Sludge Treatment Facility, Hong Kong  (Under Construction)

Key Figures


Contractual period:

  • 37 months (design and construction);
  • 15 years (operation)

Design capacity: 2,000 metric tons/day

Energy recovered:

  • Thermal energy: 14 MW/year;
  • Process and potable water: 600 cubic meters/year


Project background


VW-VES (HK) Limited won the design-build-operate contract for a state-of-the-art sludge treatment plant located in Tseng Tsui, Tuen Mun of Hong Kong in 2010.   The company, jointly own by Veolia Environmental Services and Veolia Water will undertake the following 15 years of operation upon its completion.    
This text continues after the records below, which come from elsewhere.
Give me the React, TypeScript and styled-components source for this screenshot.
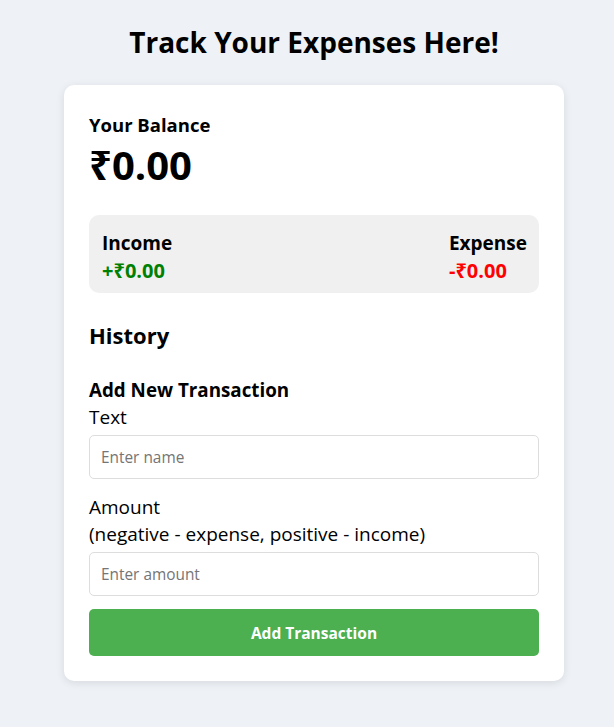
import React from "react";
import styled, { createGlobalStyle } from "styled-components";

const GlobalStyle = createGlobalStyle`
  * { box-sizing: border-box; }
  body {
    margin: 0;
    background: #eef2f7;
    font-family: "Open Sans", "Noto Sans", sans-serif;
    color: #000;
  }
`;

const Page = styled.div`
  display: flex;
  flex-direction: column;
  align-items: center;
  padding: 24px 0 40px 14px;
`;

const Title = styled.h1`
  margin: 0 0 25px;
  font-size: 28px;
  line-height: 36px;
  font-weight: 700;
`;

const Card = styled.div`
  width: 500px;
  background: #fff;
  border-radius: 10px;
  padding: 25px;
  box-shadow: 0 2px 8px rgba(0, 0, 0, 0.1);
`;

const BalanceLabel = styled.h4`
  margin: 0;
  font-size: 18.5px;
  line-height: 30px;
  font-weight: 700;
`;

const BalanceValue = styled.h2`
  margin: 0;
  font-size: 40px;
  line-height: 50px;
  font-weight: 700;
`;

const Summary = styled.div`
  margin-top: 25px;
  background: #f0f0f0;
  border-radius: 10px;
  padding: 15px 12px 9px 13px;
  display: flex;
  justify-content: space-between;
`;

const SummaryCol = styled.div`
  display: flex;
  flex-direction: column;
`;

const SummaryLabel = styled.div`
  font-size: 19px;
  line-height: 27px;
  font-weight: 700;
`;

const SummaryValue = styled.div<{ $tone: "plus" | "minus" }>`
  font-size: 20px;
  line-height: 27px;
  font-weight: 700;
  color: ${(p) => (p.$tone === "plus" ? "#008000" : "#ff0000")};
`;

const SectionTitle = styled.h3`
  margin: 27px 0 27px;
  font-size: 22px;
  line-height: 30px;
  font-weight: 700;
`;

const FormTitle = styled.h4`
  margin: 0;
  font-size: 18.8px;
  line-height: 27px;
  font-weight: 700;
`;

const Form = styled.form`
  display: flex;
  flex-direction: column;
`;

const Field = styled.div<{ $first?: boolean }>`
  display: flex;
  flex-direction: column;
  margin-top: ${(p) => (p.$first ? "0" : "15px")};
`;

const Label = styled.label`
  font-size: 19px;
  line-height: 27px;
  margin-bottom: 4px;
`;

const Input = styled.input`
  height: 44px;
  width: 100%;
  border: 1px solid #dddddd;
  border-radius: 5px;
  padding: 0 11px;
  font-family: inherit;
  font-size: 15.4px;
  color: #000;
  &::placeholder { color: #757575; }
`;

const Button = styled.button`
  margin-top: 13px;
  height: 47px;
  width: 100%;
  border: none;
  border-radius: 5px;
  background: #4caf50;
  color: #fff;
  font-family: inherit;
  font-size: 15.5px;
  font-weight: 700;
  cursor: pointer;
`;

export default function App() {
  return (
    <>
      <GlobalStyle />
      <Page>
        <Title>Track Your Expenses Here!</Title>
        <Card>
          <BalanceLabel>Your Balance</BalanceLabel>
          <BalanceValue>₹0.00</BalanceValue>
          <Summary>
            <SummaryCol>
              <SummaryLabel>Income</SummaryLabel>
              <SummaryValue $tone="plus">+₹0.00</SummaryValue>
            </SummaryCol>
            <SummaryCol>
              <SummaryLabel>Expense</SummaryLabel>
              <SummaryValue $tone="minus">-₹0.00</SummaryValue>
            </SummaryCol>
          </Summary>
          <SectionTitle>History</SectionTitle>
          <FormTitle>Add New Transaction</FormTitle>
          <Form onSubmit={(e) => e.preventDefault()}>
            <Field $first>
              <Label>Text</Label>
              <Input type="text" placeholder="Enter name" />
            </Field>
            <Field>
              <Label>
                Amount
                <br />
                (negative - expense, positive - income)
              </Label>
              <Input type="number" placeholder="Enter amount" />
            </Field>
            <Button type="submit">Add Transaction</Button>
          </Form>
        </Card>
      </Page>
    </>
  );
}
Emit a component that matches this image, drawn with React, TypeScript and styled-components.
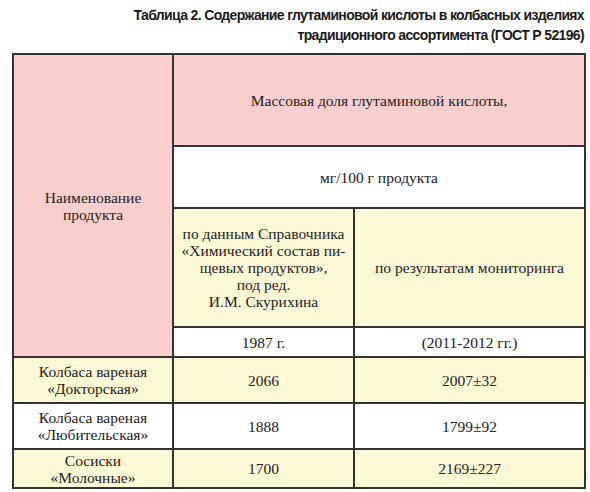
import React from "react";
import styled, { createGlobalStyle } from "styled-components";

const Global = createGlobalStyle`
  html, body { margin: 0; padding: 0; background: #fff; }
`;

const Page = styled.div`
  width: 590px;
  padding: 5px 6px 0 12px;
  box-sizing: border-box;
`;

const Title = styled.div`
  font-family: "Liberation Sans", Arial, sans-serif;
  font-weight: bold;
  font-size: 14px;
  letter-spacing: -0.65px;
  line-height: 20px;
  color: #1a1a1a;
  text-align: right;
  margin-bottom: 8px;
`;

const Table = styled.table`
  border-collapse: collapse;
  width: 572px;
  table-layout: fixed;
  font-family: "Liberation Serif", "Times New Roman", serif;
  font-size: 15.5px;
  color: #222;
  border: 2px solid #333;
`;

type Tone = "pink" | "yellow" | "white";
const bg: Record<Tone, string> = {
  pink: "#FCCFCF",
  yellow: "#FFF8D6",
  white: "#FFFFFF",
};

const Cell = styled.td<{ $tone: Tone; $h?: number }>`
  background: ${(p) => bg[p.$tone]};
  border: 2px solid #333;
  text-align: center;
  vertical-align: middle;
  line-height: 17px;
  padding: 0 2px;
  height: ${(p) => (p.$h ? `${p.$h}px` : "auto")};
  box-sizing: border-box;
`;

const rows: { name: [string, string]; a: string; b: string; tone: Tone }[] = [
  { name: ["Колбаса вареная", "«Докторская»"], a: "2066", b: "2007±32", tone: "yellow" },
  { name: ["Колбаса вареная", "«Любительская»"], a: "1888", b: "1799±92", tone: "white" },
  { name: ["Сосиски", "«Молочные»"], a: "1700", b: "2169±227", tone: "yellow" },
];

export default function App() {
  return (
    <Page>
      <Global />
      <Title>
        Таблица 2. Содержание глутаминовой кислоты в колбасных изделиях
        <br />
        традиционного ассортимента (ГОСТ Р 52196)
      </Title>
      <Table>
        <colgroup>
          <col style={{ width: 160 }} />
          <col style={{ width: 181 }} />
          <col style={{ width: 231 }} />
        </colgroup>
        <tbody>
          <tr>
            <Cell $tone="pink" rowSpan={4}>
              Наименование
              <br />
              продукта
            </Cell>
            <Cell $tone="pink" colSpan={2} $h={92}>
              Массовая доля глутаминовой кислоты,
            </Cell>
          </tr>
          <tr>
            <Cell $tone="white" colSpan={2} $h={62}>
              мг/100 г продукта
            </Cell>
          </tr>
          <tr>
            <Cell $tone="yellow" $h={119}>
              по данным Справочника
              <br />
              «Химический состав пи-
              <br />
              щевых продуктов»,
              <br />
              под ред.
              <br />
              И.М. Скурихина
            </Cell>
            <Cell $tone="yellow">по результатам мониторинга</Cell>
          </tr>
          <tr>
            <Cell $tone="white" $h={30}>
              1987 г.
            </Cell>
            <Cell $tone="white">(2011-2012 гг.)</Cell>
          </tr>
          {rows.map((r, i) => (
            <tr key={i}>
              <Cell $tone={r.tone} $h={i === 2 ? 39 : 46}>
                {r.name[0]}
                <br />
                {r.name[1]}
              </Cell>
              <Cell $tone={r.tone}>{r.a}</Cell>
              <Cell $tone={r.tone}>{r.b}</Cell>
            </tr>
          ))}
        </tbody>
      </Table>
    </Page>
  );
}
The facility is equipped to treat a maximum of 2,000 tonnes of sludge a day from Hong Kong’s 11 wastewater treatment plants, hence reducing  volume of sludge by 90% and pressure on the landfills of Hong Kong.


Major facilities


  • Sludge treatment
  • Environmental Education Centre, including an Exhibition Gallery and Visitors’ Gallery
  • Recreational facilities, i.e. Heated Pools, Landscaped and Ecological Gardens
  • Other facilities, such as: Conference Room and Lecture Theatre 


VES Excellence


  • The world’s largest wastewater sludge treatment plant; totally autonomous for its water and electricity needs, surplus electricity will be exported to the power grid;
  • Main structures and equipment of the plant includes: steam-producing incinerator boiler furnaces, turbines to convert the steam into electricity and flue gas treatment system that comply with the European Union strictest emission standards, a seawater desalination plant will be used to produce process and potable water for internal use;
  • Wastewater produced will be recycled on site using advance processes, no discharges of effluent into the sea will be made;
  • The wave-form and streamlined architectural design of the facility reflects the seaview in front and ridge lines at the back, which serves to integrate the plant into the surrounding landscape;
  • Natural ventilation and lightings are adopted to save energy consumption.